Q: Cash accounted for 94% of transactions in Egypt in 2014, with the informal sector preferring cash to avoid taxation. How optimistic are you that this is likely to change?

A: It’s true that Egypt is still one of the world’s most cash-based economies. But I genuinely believe that in three or four years, the amount of cash circulating in the economy will be half or even a quarter of what it is now.

When ATMs were first introduced in Egypt, banks had people stand by the machine to tell customers that they didn’t need to wait in line to withdraw their money and to show them how to use the ATM.

Likewise, when we started disbursing loans via our mobile wallet in early 2021, we needed boots on the ground to teach our customers how to use the services. Initially the customer would go to an ATM and cash out all the money. But they soon began trusting the wallet and leaving a small balance in there. This has been gradually increasing as they get more used to it. The wallet is convenient and clean, and the use cases are increasing gradually. So, there’s a snowball effect on the traction that we’re seeing now.

Q: There has been criticism of microlenders in pioneering markets such as Kenya and Bangladesh, where borrowers have taken out multiple loans that they can’t repay, pushing them into poverty. Is there a similar danger with the types of loan you offer?

A: As a company, we’re very mindful about responsible lending and our core mission is to improve people’s lives through access to finance. We are also regulated by the Financial Regulatory Authority, whose core objective is customer protection. The regulator makes sure that we’re fully transparent with our customers regarding fees and expenses.

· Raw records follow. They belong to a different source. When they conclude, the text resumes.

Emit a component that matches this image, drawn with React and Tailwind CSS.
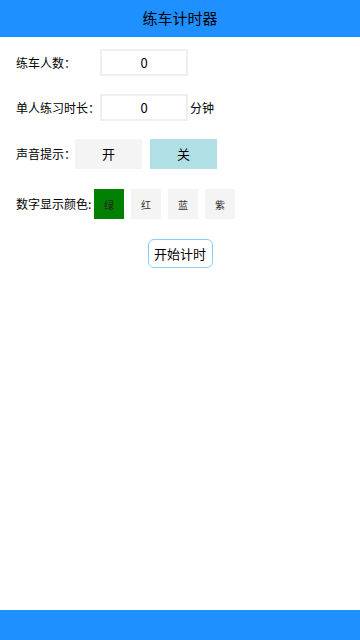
import React from "react";

export default function App() {
  const font = { fontFamily: '"Noto Sans CJK SC", "Noto Sans", sans-serif' };
  return (
    <div className="flex h-[640px] w-[360px] flex-col bg-white text-black" style={font}>
      <header className="flex h-[37px] shrink-0 items-center justify-center bg-[#1e90ff] text-[15px]">
        练车计时器
      </header>
      <main className="flex flex-1 flex-col pl-4 pt-3 text-[12px]">
        <div className="flex h-[27px] items-center">
          <span className="w-[84px] shrink-0 whitespace-nowrap">练车人数：</span>
          <div className="flex h-[27px] w-[88px] shrink-0 items-center justify-center border-2 border-[#efefef] bg-white text-[13px]">0</div>
        </div>
        <div className="mt-[18px] flex h-[27px] items-center">
          <span className="w-[84px] shrink-0 whitespace-nowrap">单人练习时长：</span>
          <div className="flex h-[27px] w-[88px] shrink-0 items-center justify-center border-2 border-[#efefef] bg-white text-[13px]">0</div>
          <span className="ml-[2px] whitespace-nowrap">分钟</span>
        </div>
        <div className="mt-[18px] flex h-[30px] items-center">
          <span className="w-[59px] shrink-0 whitespace-nowrap">声音提示：</span>
          <button className="flex h-[30px] w-[67px] shrink-0 items-center justify-center bg-[#f4f4f4] text-[13px]">开</button>
          <button className="ml-2 flex h-[30px] w-[67px] shrink-0 items-center justify-center bg-[#b0e0e6] text-[13px]">关</button>
        </div>
        <div className="mt-5 flex h-[30px] items-center">
          <span className="w-[78px] shrink-0 whitespace-nowrap">数字显示颜色:</span>
          <div className="flex gap-[7px] text-[10px]">
            <button className="flex h-[30px] w-[30px] items-center justify-center bg-[#008000] text-[#222]">绿</button>
            <button className="flex h-[30px] w-[30px] items-center justify-center bg-[#f4f4f4] text-[#333]">红</button>
            <button className="flex h-[30px] w-[30px] items-center justify-center bg-[#f4f4f4] text-[#333]">蓝</button>
            <button className="flex h-[30px] w-[30px] items-center justify-center bg-[#f4f4f4] text-[#333]">紫</button>
          </div>
        </div>
        <div className="mt-5 flex justify-center pr-4">
          <button className="flex h-[29px] w-[65px] items-center justify-center whitespace-nowrap rounded-md border border-[#87cefa] bg-white text-[13px]">开始计时</button>
        </div>
      </main>
      <footer className="h-[30px] shrink-0 bg-[#1e90ff]" />
    </div>
  );
}
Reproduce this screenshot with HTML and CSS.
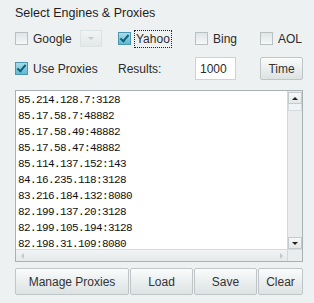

Egypt has recently undergone a revolution and the government is very mindful that lending of any sort — whether it’s consumer lending, working capital financing or microlending — supports political and economic stability.

Overall, we have a very healthy lending portfolio, with delinquencies in the lower single digits. Of course, during the depth of the Covid-19 crisis things were a little worse, but overall, there’s a lot of resilience in our loan book.

Q: What are your priorities for 2022?

A: Our short-term priorities in Egypt are further growing our BNPL product and our wider suite of payment services. We have the mobile wallet now, but we’re also looking at offering services such as cards and supply chain financing.

Our other main priority is cross-border expansion, taking advantage of the scalability and adaptability of our Neuron platform. We’re planning to launch services in other countries in 2022, and are looking at several others in Africa and elsewhere, where there are large unbanked populations that need serving.